As irritating as they are on instant contact with your eyes, nose and lungs, these chemical toxins act even worse when they are carried with bloodstream around the body. Most of them have a cumulative effect. Doctors believe that VOCs remain in the body and accumulate in placenta after each exposure to air freshener and this builds up their potency.

This potent cocktail of toxins is especially harmful to newborns. A new study by Brunel University (UK) has connected the use of air fresheners in the home with an increased risk of earache and stomach ache in babies. The study also found that new mothers suffered from more headaches and depression if they heavily relied on commonly available air fresheners to keep air pleasantly scented.

 Another study by Bristol University found that babies frequently exposed to aerosols were one fifth more likely to suffer from stomach disorders, diarrhea and cramps. And a study in Australia concluded that fumes from VOCs found in air freshener could trigger asthma attacks as well as allergic reactions such as watery eyes and skin irritation, lightheadedness and nausea.

  So what should we do to keep our homes smelling like vanilla cookies if we aren’t in mood to bake? Try cleaner versions of air fresheners. Look for non-aerosol canisters and words such as “Biodegradable”, “Plant-based”, “Formulated without synthetic fragrance”, “Hypoallergenic”, “Contains no formaldehyde/phthalates”. Green non-toxic air fresheners are made by Seventh Generation, Miessence and BioLogic (Australia).

You can also buy an all-natural body deodorant (Weleda, for example) in citrus or wild rose scent and generously spray it whenever you feel like (but avoid sage – this herb is known to diminish breast milk supply!) Most natural non-aerosol deodorants are quite concentrated, and a little squirt will last a long time.

You may also try some grandma’s recipes. Put some cloves in a pan of water and simmer it on the stove. Another way to fill your home with a natural fragrance is to simmer four lemons cut into quarters or to bake them in an oven for about 45 minutes. The citric acid can also destroy airborne toxic particles.

For bathroom odors, a simple lit match often does the trick. 

Soy candles are fun and easy to make from loose soy wax chips and pre-made wicks using pregnancy-friendly essential oils such as lavender, vanilla and lemon. If you are not in DIY mood, try a lush candle by The Organic Pharmacy, Dyptique, or an ultra-luxurious candle with essential oils by Costes. For baby’s room, try a candle by California Baby with scents of lavender, lemon or orange – these scents quickly eliminate a soiled nappy odor.

Potpourri

is also a good replacement of toxic air fresheners. Browse your local charity stores, such as Goodwill, take a walk at antique market and pick the lovely “shabby chic” shallow and wide china or crystal vase. Fill it with dried rose petals, pine cones or lavender florets. Pour 5-6 drops of an essential oil blend of your choice and place the vase in your bathroom or kitchen.

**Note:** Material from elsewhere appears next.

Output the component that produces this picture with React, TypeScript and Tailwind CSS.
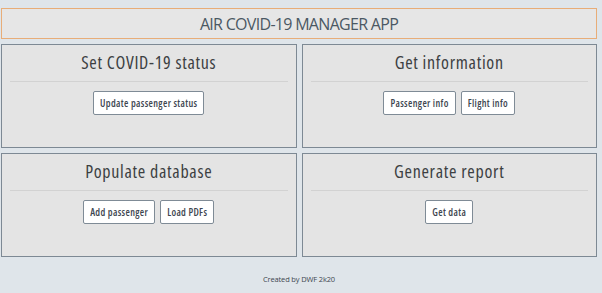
import React from 'react';

type Section = {
  title: string;
  actions: string[];
};

const sections: Section[] = [
  { title: 'Set COVID-19 status', actions: ['Update passenger status'] },
  { title: 'Get information', actions: ['Passenger info', 'Flight info'] },
  { title: 'Populate database', actions: ['Add passenger', 'Load PDFs'] },
  { title: 'Generate report', actions: ['Get data'] },
];

const Panel: React.FC<{ section: Section }> = ({ section }) => (
  <div className="h-[104px] border border-[#7d8994] bg-[#e4e4e4] px-[8px] pt-[5px]">
    <h2 className="text-center text-[18px] leading-[24px] tracking-[0.7px] text-[#3c3f42] font-stretch-condensed">
      {section.title}
    </h2>
    <hr className="mt-[7px] border-t border-[#d2d2d2]" />
    <div className="mt-[9px] flex justify-center gap-[5px]">
      {section.actions.map((a) => (
        <button
          key={a}
          className="h-[24px] rounded-[2px] border border-[#7f8b96] bg-white px-[6px] text-[10px] font-semibold tracking-[0.35px] text-[#3e4650] font-stretch-condensed"
        >
          {a}
        </button>
      ))}
    </div>
  </div>
);

const App: React.FC = () => {
  return (
    <div
      className="min-h-screen bg-[#dfe5ea] pt-[8px] pl-[1px] pr-[5px]"
      style={{ fontFamily: '"Open Sans", "Noto Sans", sans-serif' }}
    >
      <header className="flex h-[31px] items-center justify-center border border-[#e8ad78] bg-[#e6e6e6]">
        <span className="text-[16px] tracking-[-0.7px] text-[#4b5863]">AIR COVID-19 MANAGER APP</span>
      </header>
      <main className="mt-[5px] grid grid-cols-2 gap-x-[5px] gap-y-[5px]">
        {sections.map((s) => (
          <Panel key={s.title} section={s} />
        ))}
      </main>
      <footer className="mt-[17px] text-center text-[7.5px] tracking-[-0.15px] text-[#3e4650]">
        Created by DWF 2k20
      </footer>
    </div>
  );
};

export default App;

Try filling your home with plants, as they can effectively detox the air by absorbing toxic vapors and releasing oxygen back into the atmosphere, which also improves air quality. Spider plant (Chlorophytum comosum) and rubber tree (Ficus elastic) are especially good. Research by NASA found that a single spider plant could reduce dangerous levels of toxics in a room by 96 per cent in 24 hours. 

Eliminating synthetic air fresheners from your household will go a long way toward reducing your unborn baby exposure to harmful chemicals. You’ll greatly reduce the risk of accidentally poisoning children and pets, too.